Given information:
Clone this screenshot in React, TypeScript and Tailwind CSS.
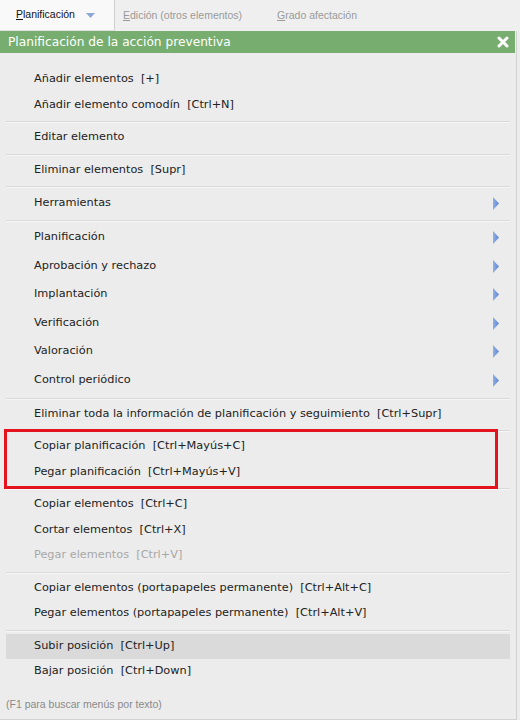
import React from "react";

type Item = { label: string; sub?: boolean; disabled?: boolean; hl?: boolean };
type Group = { rows: Item[]; h?: string };

const groups: Group[] = [
  { rows: [{ label: "Añadir elementos  [+]" }, { label: "Añadir elemento comodín  [Ctrl+N]" }] },
  { rows: [{ label: "Editar elemento" }] },
  { rows: [{ label: "Eliminar elementos  [Supr]" }] },
  { h: "h-[26.5px]", rows: [{ label: "Herramientas", sub: true }] },
  {
    h: "h-[28.5px]",
    rows: [
      { label: "Planificación", sub: true },
      { label: "Aprobación y rechazo", sub: true },
      { label: "Implantación", sub: true },
      { label: "Verificación", sub: true },
      { label: "Valoración", sub: true },
      { label: "Control periódico", sub: true },
    ],
  },
  { rows: [{ label: "Eliminar toda la información de planificación y seguimiento  [Ctrl+Supr]" }] },
  { rows: [{ label: "Copiar planificación  [Ctrl+Mayús+C]" }, { label: "Pegar planificación  [Ctrl+Mayús+V]" }] },
  {
    rows: [
      { label: "Copiar elementos  [Ctrl+C]" },
      { label: "Cortar elementos  [Ctrl+X]" },
      { label: "Pegar elementos  [Ctrl+V]", disabled: true },
    ],
  },
  {
    rows: [
      { label: "Copiar elementos (portapapeles permanente)  [Ctrl+Alt+C]" },
      { label: "Pegar elementos (portapapeles permanente)  [Ctrl+Alt+V]" },
    ],
  },
  { rows: [{ label: "Subir posición  [Ctrl+Up]", hl: true }, { label: "Bajar posición  [Ctrl+Down]" }] },
];

function Arrow() {
  return (
    <svg width="8" height="13" viewBox="0 0 8 13" className="block">
      <defs>
        <linearGradient id="ag" x1="0" y1="0" x2="1" y2="0">
          <stop offset="0" stopColor="#8fb0e6" />
          <stop offset="1" stopColor="#5f86cf" />
        </linearGradient>
      </defs>
      <polygon points="1,0 7,6.5 1,13" fill="url(#ag)" />
    </svg>
  );
}

function Row({ item, h }: { item: Item; h?: string }) {
  return (
    <div
      className={`flex items-center pl-[28px] pr-[10px] ${h ?? "h-[25.5px]"} ${
        item.hl ? "bg-[#dadada]" : ""
      }`}
    >
      <span
        className={`flex-1 whitespace-pre text-[11.3px] ${item.disabled ? "text-[#a8a8a8]" : "text-[#222]"}`}
        style={{ fontFamily: '"DejaVu Sans", Verdana, sans-serif' }}
      >
        {item.label}
      </span>
      {item.sub && <Arrow />}
    </div>
  );
}

function Sep() {
  return (
    <div className="pt-[3px] pb-[2px]">
      <div className="h-[1px] bg-[#d9d9d9]" />
      <div className="h-[1px] bg-[#f6f6f6]" />
    </div>
  );
}

export default function App() {
  return (
    <div
      className="w-[520px] h-[720px] bg-[#ececec] flex flex-col overflow-hidden"
      style={{ fontFamily: '"Liberation Sans", Arial, sans-serif' }}
    >
      {/* tab bar */}
      <div className="h-[31px] flex items-stretch bg-[#efefef] text-[10.5px]">
        <div className="w-[115px] bg-[#f9f9f9] border-r border-[#cfcfcf] border-b border-b-[#e0e0e0] flex items-center pl-[16px] gap-[11px] text-[#111]">
          <span>
            <span className="underline">P</span>lanificación
          </span>
          <svg width="9" height="5" viewBox="0 0 9 5">
            <polygon points="0,0 9,0 4.5,5" fill="#8ea7d4" />
          </svg>
        </div>
        <div className="flex items-center pl-[8px] text-[#9a9a9a]">
          <span>
            <span className="underline">E</span>dición (otros elementos)
          </span>
        </div>
        <div className="flex items-center pl-[35px] text-[#9a9a9a]">
          <span>
            <span className="underline">G</span>rado afectación
          </span>
        </div>
      </div>

      <div className="flex-1 flex flex-col border-r border-b border-[#d2d2d2] w-[517px]">
        {/* header */}
        <div className="h-[22px] bg-[#77ae6f] flex items-center justify-between pl-[8px] pr-[6px] mr-[1px]">
          <span
            className="text-white text-[12.2px]"
            style={{ fontFamily: '"DejaVu Sans", Verdana, sans-serif' }}
          >
            Planificación de la acción preventiva
          </span>
          <svg width="12" height="12" viewBox="0 0 12 12">
            <path d="M2 2 L10 10 M10 2 L2 10" stroke="white" strokeWidth="3" strokeLinecap="round" />
          </svg>
        </div>

        {/* menu */}
        <div className="relative flex-1 flex flex-col px-[6px] pt-[14px]">
          {groups.map((g, gi) => (
            <React.Fragment key={gi}>
              {gi > 0 && <Sep />}
              {g.rows.map((r, ri) => (
                <Row key={ri} item={r} h={g.h} />
              ))}
            </React.Fragment>
          ))}
          <div className="flex-1" />
          <div className="text-[10.5px] text-[#8a8a8a] pb-[6px]">(F1 para buscar menús por texto)</div>

          <div className="absolute left-[4px] top-[376px] w-[494px] h-[60px] border-[3px] border-[#e3141d]" />
        </div>
      </div>
    </div>
  );
}
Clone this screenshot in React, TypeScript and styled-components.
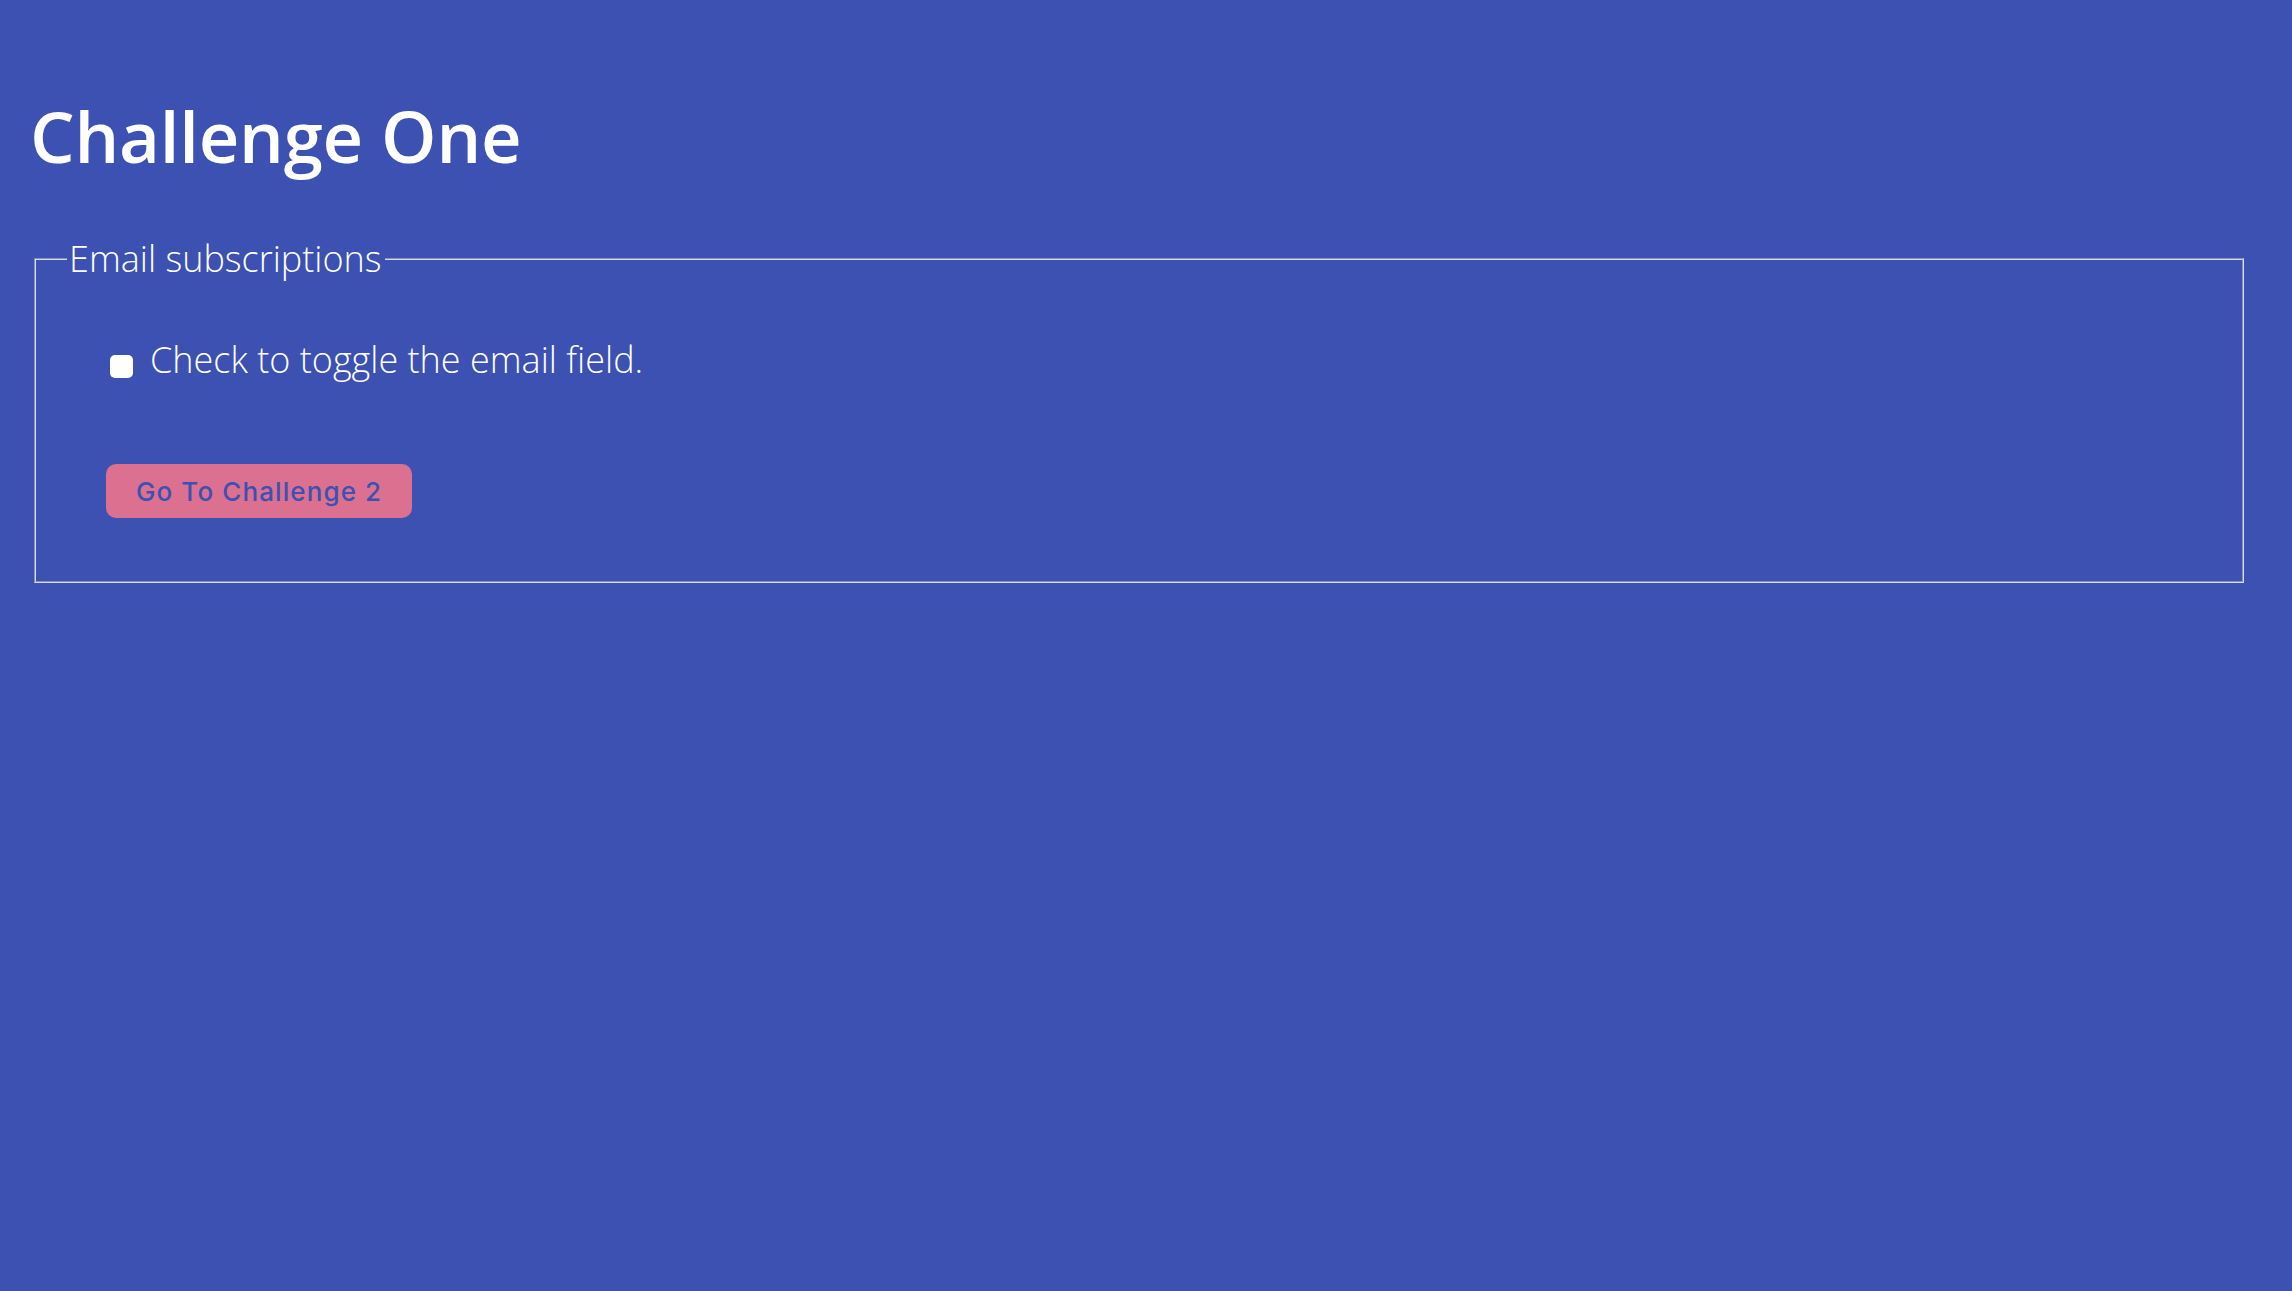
import React, {useState} from 'react';
import styled, {createGlobalStyle} from 'styled-components';

const GlobalStyle = createGlobalStyle`
  html, body {
    margin: 0;
    padding: 0;
    background: #3c51b1;
  }
  body {
    font-family: "Open Sans", "Liberation Sans", sans-serif;
    color: #fff;
  }
`;

const App: React.FC = () => {
  const [checked, setChecked] = useState(false);

  return (
    <Page>
      <GlobalStyle/>
      <Title>Challenge One</Title>
      <Fieldset>
        <Legend>Email subscriptions</Legend>
        <Content>
          <Row>
            <Checkbox
              type="checkbox"
              id="toggle"
              checked={checked}
              onChange={() => setChecked(!checked)}
            />
            <Label htmlFor="toggle">Check to toggle the email field.</Label>
          </Row>
          <Button type="button">Go To Challenge 2</Button>
        </Content>
      </Fieldset>
    </Page>
  );
};

const Page = styled.div`
  min-height: 100vh;
  box-sizing: border-box;
  padding: 88px 44px 0 30px;
  background: #3c51b1;
`;
const Title = styled.h1`
  margin: 0 0 51px;
  font-size: 70.5px;
  font-weight: 600;
  line-height: 96px;
  letter-spacing: -0.2px;
`;
const Fieldset = styled.fieldset`
  margin: 0 4px;
  padding: 0 0 63px 31px;
  border: 2px groove #d2daff;
`;
const Legend = styled.legend`
  padding: 0 3px 0 2px;
  font-size: 36px;
  font-weight: 300;
  line-height: 48px;
`;
const Content = styled.div`
  display: flex;
  flex-direction: column;
  align-items: flex-start;
  padding: 53px 0 0 39px;
  gap: 81px;
`;
const Row = styled.div`
  display: flex;
  align-items: center;
  height: 47px;
`;
const Checkbox = styled.input`
  appearance: none;
  width: 23px;
  height: 23px;
  margin: 14px 17px 0 4px;
  border-radius: 5px;
  background: #fff;
  border: none;
  cursor: pointer;
`;
const Label = styled.label`
  font-size: 36px;
  font-weight: 300;
  line-height: 47px;
`;
const Button = styled.button`
  height: 54px;
  padding: 0 30px;
  border: none;
  border-radius: 10px;
  background: #db7090;
  color: #3c51b1;
  font-family: Inter, "Liberation Sans", sans-serif;
  font-size: 26px;
  font-weight: 500;
  letter-spacing: 1.1px;
  cursor: pointer;
`;

export default App;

Instructions to follow: Repeat the listing verbatim. Skip the pictures.

Solution for this exercise:
Clone this screenshot in React, TypeScript and Tailwind CSS.
import React from "react";

type Item = { label: string; sub?: boolean; disabled?: boolean; hl?: boolean };
type Group = { rows: Item[]; h?: string };

const groups: Group[] = [
  { rows: [{ label: "Añadir elementos  [+]" }, { label: "Añadir elemento comodín  [Ctrl+N]" }] },
  { rows: [{ label: "Editar elemento" }] },
  { rows: [{ label: "Eliminar elementos  [Supr]" }] },
  { h: "h-[26.5px]", rows: [{ label: "Herramientas", sub: true }] },
  {
    h: "h-[28.5px]",
    rows: [
      { label: "Planificación", sub: true },
      { label: "Aprobación y rechazo", sub: true },
      { label: "Implantación", sub: true },
      { label: "Verificación", sub: true },
      { label: "Valoración", sub: true },
      { label: "Control periódico", sub: true },
    ],
  },
  { rows: [{ label: "Eliminar toda la información de planificación y seguimiento  [Ctrl+Supr]" }] },
  { rows: [{ label: "Copiar planificación  [Ctrl+Mayús+C]" }, { label: "Pegar planificación  [Ctrl+Mayús+V]" }] },
  {
    rows: [
      { label: "Copiar elementos  [Ctrl+C]" },
      { label: "Cortar elementos  [Ctrl+X]" },
      { label: "Pegar elementos  [Ctrl+V]", disabled: true },
    ],
  },
  {
    rows: [
      { label: "Copiar elementos (portapapeles permanente)  [Ctrl+Alt+C]" },
      { label: "Pegar elementos (portapapeles permanente)  [Ctrl+Alt+V]" },
    ],
  },
  { rows: [{ label: "Subir posición  [Ctrl+Up]", hl: true }, { label: "Bajar posición  [Ctrl+Down]" }] },
];

function Arrow() {
  return (
    <svg width="8" height="13" viewBox="0 0 8 13" className="block">
      <defs>
        <linearGradient id="ag" x1="0" y1="0" x2="1" y2="0">
          <stop offset="0" stopColor="#8fb0e6" />
          <stop offset="1" stopColor="#5f86cf" />
        </linearGradient>
      </defs>
      <polygon points="1,0 7,6.5 1,13" fill="url(#ag)" />
    </svg>
  );
}

function Row({ item, h }: { item: Item; h?: string }) {
  return (
    <div
      className={`flex items-center pl-[28px] pr-[10px] ${h ?? "h-[25.5px]"} ${
        item.hl ? "bg-[#dadada]" : ""
      }`}
    >
      <span
        className={`flex-1 whitespace-pre text-[11.3px] ${item.disabled ? "text-[#a8a8a8]" : "text-[#222]"}`}
        style={{ fontFamily: '"DejaVu Sans", Verdana, sans-serif' }}
      >
        {item.label}
      </span>
      {item.sub && <Arrow />}
    </div>
  );
}

function Sep() {
  return (
    <div className="pt-[3px] pb-[2px]">
      <div className="h-[1px] bg-[#d9d9d9]" />
      <div className="h-[1px] bg-[#f6f6f6]" />
    </div>
  );
}

export default function App() {
  return (
    <div
      className="w-[520px] h-[720px] bg-[#ececec] flex flex-col overflow-hidden"
      style={{ fontFamily: '"Liberation Sans", Arial, sans-serif' }}
    >
      {/* tab bar */}
      <div className="h-[31px] flex items-stretch bg-[#efefef] text-[10.5px]">
        <div className="w-[115px] bg-[#f9f9f9] border-r border-[#cfcfcf] border-b border-b-[#e0e0e0] flex items-center pl-[16px] gap-[11px] text-[#111]">
          <span>
            <span className="underline">P</span>lanificación
          </span>
          <svg width="9" height="5" viewBox="0 0 9 5">
            <polygon points="0,0 9,0 4.5,5" fill="#8ea7d4" />
          </svg>
        </div>
        <div className="flex items-center pl-[8px] text-[#9a9a9a]">
          <span>
            <span className="underline">E</span>dición (otros elementos)
          </span>
        </div>
        <div className="flex items-center pl-[35px] text-[#9a9a9a]">
          <span>
            <span className="underline">G</span>rado afectación
          </span>
        </div>
      </div>

      <div className="flex-1 flex flex-col border-r border-b border-[#d2d2d2] w-[517px]">
        {/* header */}
        <div className="h-[22px] bg-[#77ae6f] flex items-center justify-between pl-[8px] pr-[6px] mr-[1px]">
          <span
            className="text-white text-[12.2px]"
            style={{ fontFamily: '"DejaVu Sans", Verdana, sans-serif' }}
          >
            Planificación de la acción preventiva
          </span>
          <svg width="12" height="12" viewBox="0 0 12 12">
            <path d="M2 2 L10 10 M10 2 L2 10" stroke="white" strokeWidth="3" strokeLinecap="round" />
          </svg>
        </div>

        {/* menu */}
        <div className="relative flex-1 flex flex-col px-[6px] pt-[14px]">
          {groups.map((g, gi) => (
            <React.Fragment key={gi}>
              {gi > 0 && <Sep />}
              {g.rows.map((r, ri) => (
                <Row key={ri} item={r} h={g.h} />
              ))}
            </React.Fragment>
          ))}
          <div className="flex-1" />
          <div className="text-[10.5px] text-[#8a8a8a] pb-[6px]">(F1 para buscar menús por texto)</div>

          <div className="absolute left-[4px] top-[376px] w-[494px] h-[60px] border-[3px] border-[#e3141d]" />
        </div>
      </div>
    </div>
  );
}
Clone this screenshot in React, TypeScript and styled-components.
import React, {useState} from 'react';
import styled, {createGlobalStyle} from 'styled-components';

const GlobalStyle = createGlobalStyle`
  html, body {
    margin: 0;
    padding: 0;
    background: #3c51b1;
  }
  body {
    font-family: "Open Sans", "Liberation Sans", sans-serif;
    color: #fff;
  }
`;

const App: React.FC = () => {
  const [checked, setChecked] = useState(false);

  return (
    <Page>
      <GlobalStyle/>
      <Title>Challenge One</Title>
      <Fieldset>
        <Legend>Email subscriptions</Legend>
        <Content>
          <Row>
            <Checkbox
              type="checkbox"
              id="toggle"
              checked={checked}
              onChange={() => setChecked(!checked)}
            />
            <Label htmlFor="toggle">Check to toggle the email field.</Label>
          </Row>
          <Button type="button">Go To Challenge 2</Button>
        </Content>
      </Fieldset>
    </Page>
  );
};

const Page = styled.div`
  min-height: 100vh;
  box-sizing: border-box;
  padding: 88px 44px 0 30px;
  background: #3c51b1;
`;
const Title = styled.h1`
  margin: 0 0 51px;
  font-size: 70.5px;
  font-weight: 600;
  line-height: 96px;
  letter-spacing: -0.2px;
`;
const Fieldset = styled.fieldset`
  margin: 0 4px;
  padding: 0 0 63px 31px;
  border: 2px groove #d2daff;
`;
const Legend = styled.legend`
  padding: 0 3px 0 2px;
  font-size: 36px;
  font-weight: 300;
  line-height: 48px;
`;
const Content = styled.div`
  display: flex;
  flex-direction: column;
  align-items: flex-start;
  padding: 53px 0 0 39px;
  gap: 81px;
`;
const Row = styled.div`
  display: flex;
  align-items: center;
  height: 47px;
`;
const Checkbox = styled.input`
  appearance: none;
  width: 23px;
  height: 23px;
  margin: 14px 17px 0 4px;
  border-radius: 5px;
  background: #fff;
  border: none;
  cursor: pointer;
`;
const Label = styled.label`
  font-size: 36px;
  font-weight: 300;
  line-height: 47px;
`;
const Button = styled.button`
  height: 54px;
  padding: 0 30px;
  border: none;
  border-radius: 10px;
  background: #db7090;
  color: #3c51b1;
  font-family: Inter, "Liberation Sans", sans-serif;
  font-size: 26px;
  font-weight: 500;
  letter-spacing: 1.1px;
  cursor: pointer;
`;

export default App;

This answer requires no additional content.